# [Problem to solve]
In the listing below, identify each line with the word "components" and return those lines.
★ ★ ★ ★
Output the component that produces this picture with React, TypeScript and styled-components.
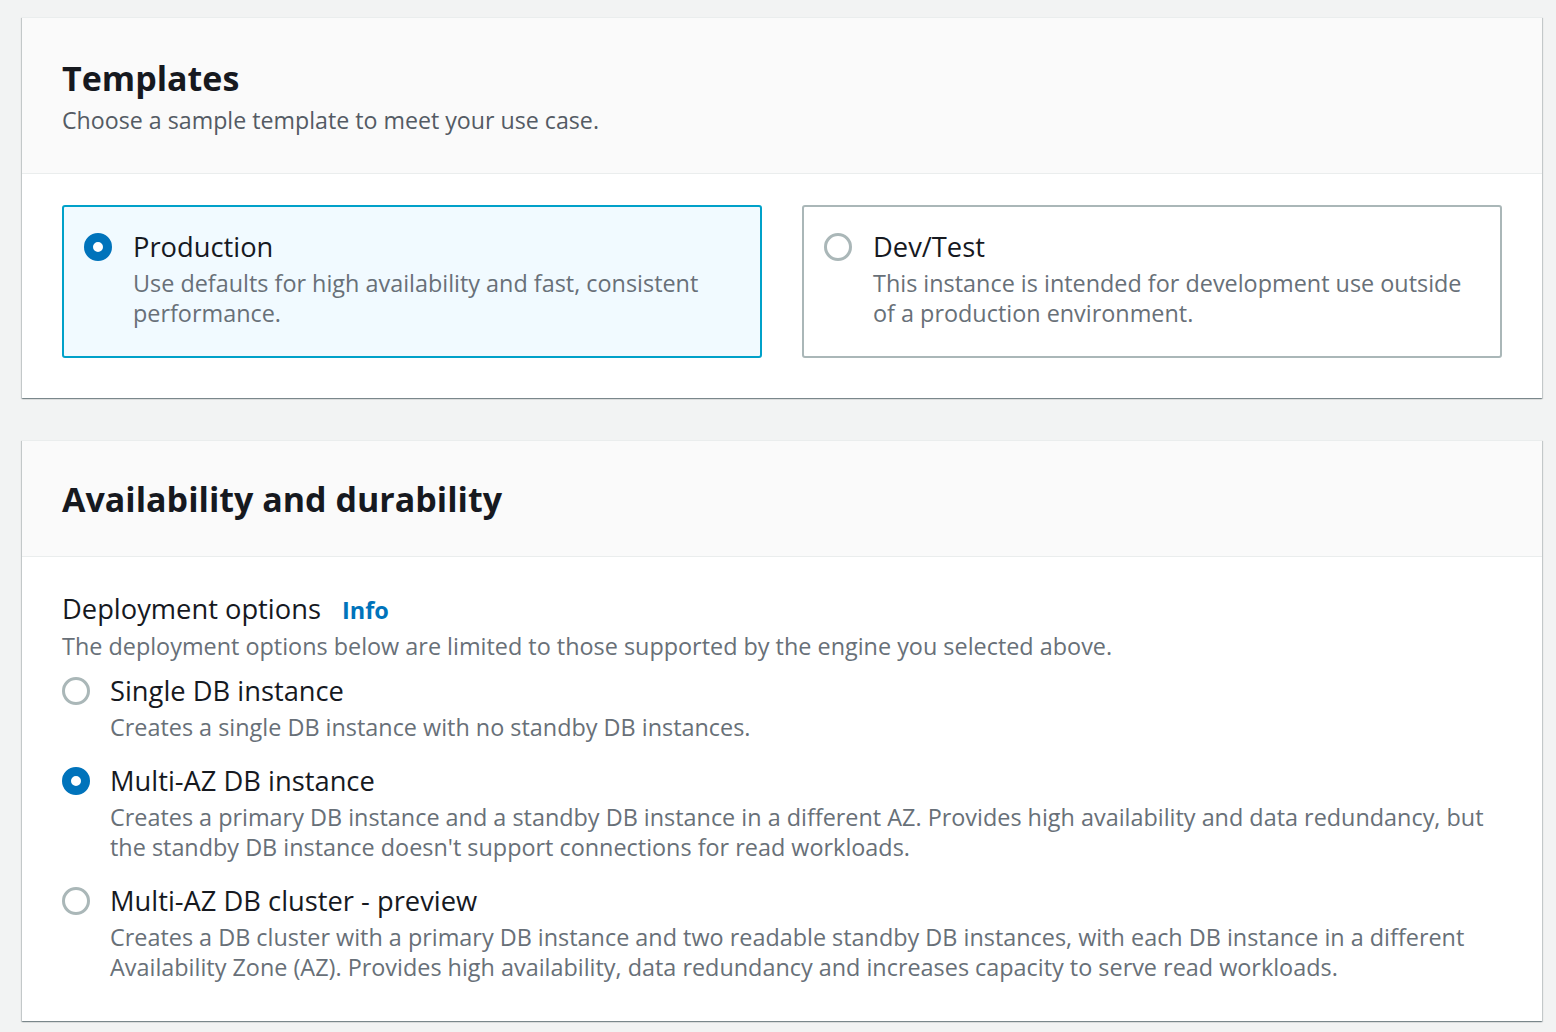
import styled, { createGlobalStyle } from "styled-components";

const GlobalStyle = createGlobalStyle`
    body {
        margin: 0;
        background: #f2f3f3;
        font-family: "Open Sans", "Noto Sans", sans-serif;
        color: #16191f;
    }
`

type TileOption = { id: string; label: string; description: string };

const templates: TileOption[] = [
    {
        id: "production",
        label: "Production",
        description: "Use defaults for high availability and fast, consistent performance.",
    },
    {
        id: "devtest",
        label: "Dev/Test",
        description: "This instance is intended for development use outside of a production environment.",
    },
];

const deployments: TileOption[] = [
    {
        id: "single",
        label: "Single DB instance",
        description: "Creates a single DB instance with no standby DB instances.",
    },
    {
        id: "multi-instance",
        label: "Multi-AZ DB instance",
        description:
            "Creates a primary DB instance and a standby DB instance in a different AZ. Provides high availability and data redundancy, but the standby DB instance doesn't support connections for read workloads.",
    },
    {
        id: "multi-cluster",
        label: "Multi-AZ DB cluster - preview",
        description:
            "Creates a DB cluster with a primary DB instance and two readable standby DB instances, with each DB instance in a different Availability Zone (AZ). Provides high availability, data redundancy and increases capacity to serve read workloads.",
    },
];

export default function App() {
    const template = "production";
    const deployment = "multi-instance";

    return (
        <Page>
            <GlobalStyle />
            <Card>
                <CardHeader>
                    <Title>Templates</Title>
                    <Subtitle>Choose a sample template to meet your use case.</Subtitle>
                </CardHeader>
                <CardBody $top={31} $bottom={40}>
                    <TileGrid>
                        {templates.map((t) => (
                            <Tile key={t.id} $selected={t.id === template}>
                                <Radio $checked={t.id === template} />
                                <OptionText>
                                    <Label>{t.label}</Label>
                                    <Description>{t.description}</Description>
                                </OptionText>
                            </Tile>
                        ))}
                    </TileGrid>
                </CardBody>
            </Card>

            <Card>
                <CardHeader $compact>
                    <Title>Availability and durability</Title>
                </CardHeader>
                <CardBody $top={34} $bottom={39}>
                    <FieldLabel>
                        Deployment options <InfoLink href="#">Info</InfoLink>
                    </FieldLabel>
                    <FieldHint>
                        The deployment options below are limited to those supported by the engine you selected above.
                    </FieldHint>
                    <RadioList>
                        {deployments.map((d) => (
                            <RadioRow key={d.id}>
                                <Radio $checked={d.id === deployment} />
                                <OptionText>
                                    <Label>{d.label}</Label>
                                    <Description>{d.description}</Description>
                                </OptionText>
                            </RadioRow>
                        ))}
                    </RadioList>
                </CardBody>
            </Card>
        </Page>
    );
}

const Page = styled.div`
    display: flex;
    flex-direction: column;
    gap: 42px;
    padding: 17px 14px 11px 22px;
`

const Card = styled.section`
    background: #fff;
    border-top: 1px solid #eaeded;
    box-shadow: 0 1px 1px 0 rgba(0, 28, 36, 0.3), 1px 1px 1px 0 rgba(0, 28, 36, 0.15),
        -1px 1px 1px 0 rgba(0, 28, 36, 0.15);
`

const CardHeader = styled.header<{ $compact?: boolean }>`
    background: #fafafa;
    border-bottom: 1px solid #eaeded;
    padding: ${(p) => (p.$compact ? "36px 40px 35px" : "38px 40px 38px")};
`

const Title = styled.h2`
    margin: 0;
    font-size: 34px;
    line-height: 44px;
    font-weight: 700;
    color: #16191f;
`

const Subtitle = styled.p`
    margin: 5px 0 0;
    font-size: 23.2px;
    line-height: 30px;
    color: #545b64;
`

const CardBody = styled.div<{ $top: number; $bottom: number }>`
    padding: ${(p) => `${p.$top}px 40px ${p.$bottom}px`};
`

const TileGrid = styled.div`
    display: grid;
    grid-template-columns: 1fr 1fr;
    gap: 40px;
`

const Tile = styled.label<{ $selected?: boolean }>`
    display: flex;
    gap: 21px;
    padding: 22px 20px 28px;
    border: 2px solid ${(p) => (p.$selected ? "#00a1c9" : "#aab7b8")};
    border-radius: 3px;
    background: ${(p) => (p.$selected ? "#f1faff" : "#fff")};
`

const Radio = styled.span<{ $checked?: boolean }>`
    flex: none;
    box-sizing: border-box;
    width: 28px;
    height: 28px;
    margin-top: 4px;
    border-radius: 50%;
    border: ${(p) => (p.$checked ? "9px solid #0073bb" : "3px solid #aab7b8")};
    background: #fff;
`

const OptionText = styled.div`
    display: flex;
    flex-direction: column;
    min-width: 0;
`

const Label = styled.span`
    font-size: 27.3px;
    line-height: 36px;
    color: #16191f;
`

const Description = styled.span`
    margin-top: 3px;
    font-size: 23.4px;
    line-height: 30px;
    color: #687078;
`

const FieldLabel = styled.div`
    font-size: 27.3px;
    line-height: 36px;
    color: #16191f;
`

const InfoLink = styled.a`
    margin-left: 14px;
    font-size: 23.5px;
    font-weight: 700;
    color: #0073bb;
    text-decoration: none;
`

const FieldHint = styled.p`
    margin: 3px 0 0;
    font-size: 23.4px;
    line-height: 30px;
    color: #687078;
`

const RadioList = styled.div`
    display: flex;
    flex-direction: column;
    gap: 21px;
    margin-top: 12px;
`

const RadioRow = styled.label`
    display: flex;
    gap: 20px;
`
★ ★ ★ ★
# [Answer]
Output the component that produces this picture with React, TypeScript and styled-components.
import styled, { createGlobalStyle } from "styled-components";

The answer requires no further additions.